In honor of Women’s History Month, we reflect on the pivotal moment of August 18, 1920, when the 19th Amendment to the United States Constitution was ratified, prohibiting the government from denying citizens the right to vote on the basis of sex, extending the right to vote to women. This landmark achievement was not only a victory for gender equality but also a testament to the resilience and determination of countless women across the nation. Tens of thousands of women in Boston, including 3,000 in Charlestown, seized their opportunity to participate in shaping democracy by registering to vote. Through the meticulous transcription efforts of the Mary Eliza Project, the stories of these women have come to light, offering a glimpse into their lives and contributions to society. As we celebrate Women’s History Month, let us honor the bravery and tenacity of the Charlestown women who registered to vote in 1920, recognizing their invaluable role in advancing the cause of equality and democracy.

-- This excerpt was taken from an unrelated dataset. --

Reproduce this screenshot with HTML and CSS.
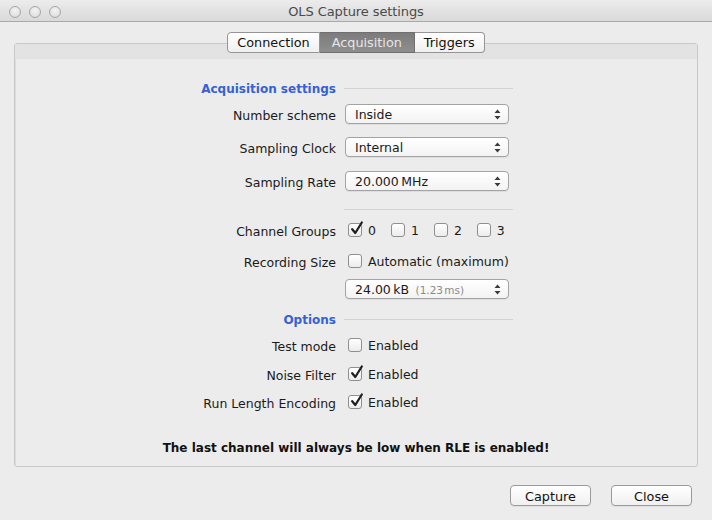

Get-out-the vote efforts resulted in a registration process that played out differently depending on an individual’s race, ethnicity and geographic location. “The 19th Amendment was ratified, but it was up to each state to change their electoral administration.” While some states (predominantly in the south) deliberately blocked women from voting, Massachusetts and Boston emerged as a bastion of democracy.
Before the ratification of the 19th Amendment, in 1879, Massachusetts women won voting rights in School Committee elections. In preparation of the 19th Amendment, city and state officials encouraged women to register to vote in these voting registries because they would automatically become registered in state and federal elections. Upon receiving confirmation of ratification, Boston Mayor Andrew Peters extended registration deadlines, urging “the women of Boston [to] show the way in exercising the newly conferred power.” The women of Boston responded to their new status as full voting citizens by educating themselves, registering to vote, and voting in their first federal election on November 2, 1920.
The Massachusetts’ state primary occurred on September 7, which only gave about 31,500 Boston women time to register. In the months between the state primary and the elections, thousands more women registered to vote in greater Boston. The record of new registered voters shattered daily, and the Mayor of Boston ordered registration locations to stay open past 10pm and hired more election officials to help register new voters. When voter registration closed, more than 70,000 women had registered.
Through a Community Preservation Act Grant, the City of Boston Archives is transcribing 160 handwritten volumes of General Registers of Women Voters from the City of Boston (August to October 1920). The Mary Eliza Project is named after the pioneering African American nurse and civil rights activist Mary Eliza Mahoney, one of many Boston women who registered to vote in 1920. The transcribed data is available to the public as a fully searchable and sortable excel spreadsheet and can be found at this link.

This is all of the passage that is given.